KÖLE OLMA!

Hayat, bizim hayatımız… Kazancımız da, kaybımız da bizim… Mecbur değiliz mala, mülke, insana, ağaya, zengine köle olmaya… Kul olmak zorundayız. Rabbin huzurunda el bağlayan, secde eden bir kul… Ondan başkasına el açmayacağız… Yalnız ondan dileneceğiz.

Yoksa köle olursun, katlanırsan buna, üzülürsen sonunda kimseyi suçlamayacaksın, Rabbine dil uzatmayacaksın! Uzatıyorsan haşa, önce yaptıklarına bak! Kendini sorgula! Yaptıklarını, yapacaklarını sorgula!

Dünyanın zevklerine köle olma! Hayatını zehirleyen maddelere ve bu maddeleri satanlara köle olma! Günlere, aylara, yıllara köle olma!

Bak! 2 Aralık Köleliğin Yasaklanması Günü… Sen hala yasakları deliyor, deliriyorsun! İnsanlık onurunun ayaklar altına alınması anlamına gelen kölelik yerini başka isimler altında sürdürmeye devam etse de bir gün tüm insanlar özgür olacakmış, haberin var mı?

Ben biliyorum! Orası mezar… Dünyada hiç kimse orada seni rahatsız etmez merak etme! Edenler çıkar ama bu dünyadan değil, anlıyorsun değil mi?

Köleliğin Yasaklanması Gününün İlk kanunları; İngiltere’de ve ABD’de 19. yüzyılın ilk çeyreğinde, 1807 yılında çıkarılmış, daha sonra diğer Avrupa devletleri onları izlemişti. Avrupa'da İngiltere'den sonra köleliği ilk kaldıran Osmanlı İmparatorluğu'dur.  

Osmanlı'da kölelik, Sultan Abdülmecid döneminde 1847’de bir fermanla yasaklanmıştır. 1926’da Milletler Cemiyeti bütün dünyada köleliği yasaklamış, daha sonra Birleşmiş Milletler de bu hükmü teyit etmiştir.

Sen varlığınla, olduğun haliyle zaten zenginsin, şükretmesini bilirsen! Bir hikâye ile hatırlatmakta yine da yarar var. Yırtık pırtık paltolar giymiş iki çocuk kapımı çaldılar: "Eski gazeteniz var mı?” Diye sordu.  Çocukların ayakları su içindeydi.
"İçeri girin de, size kakao yapayım" dedim. Hiç konuşmuyorlardı. Islak ayakkabıları halıda iz bırakmıştı. Kakaonun yanında reçel, ekmek de hazırladım onlara, belki dışarıdaki soğuğu unutturabilir, azıcık da olsa ısıtabilirdim minikleri.

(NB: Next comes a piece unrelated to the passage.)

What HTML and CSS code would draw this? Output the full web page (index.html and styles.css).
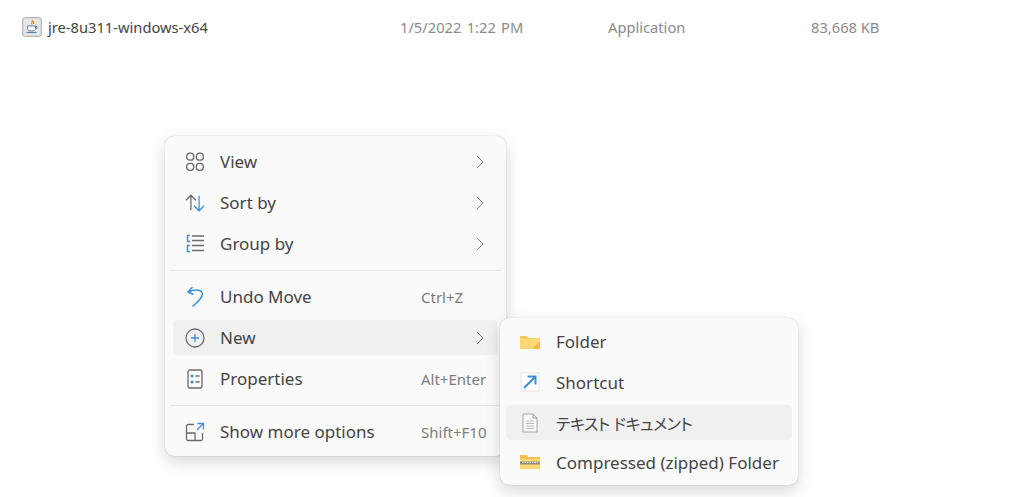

Onlar şöminenin önünde karınlarını doyururken ben de mutfağa döndüm fakat oturma odasındaki sessizlik dikkatimi çekti bir an ve başımı uzattım içeriye. Küçük kız elindeki boş fincana bakıyordu...
Erkek çocuğu bana döndü "Siz zengin misiniz?" diye sordu.

Zengin mi? "Yo hayır!" diye cevaplayınca; Kız elindeki fincanı tabağına dikkatle yerleştirdi ve "Sizin fincanlarınız, fincan tabaklarınız takım" dedi.  Sesindeki açlık, karın açlığına benzemiyordu. Sonra gazetelerini alıp çıktılar dışarıdaki soğuğa. Teşekkür bile etmemişlerdi ama buna gerek yoktu.

Teşekkür etmekten daha öte bir şey yapmışlardı. Bana çok önemli bir şeyi hatırlattılar. Düzenli bir ailem, fincan tabaklarım gibi bir uyum içindeydi. Yerdeki halı da izleri kalmıştı. Silmedim ayak izlerini. Meğerse ne denli zengin olduğumu farkında değilmişim!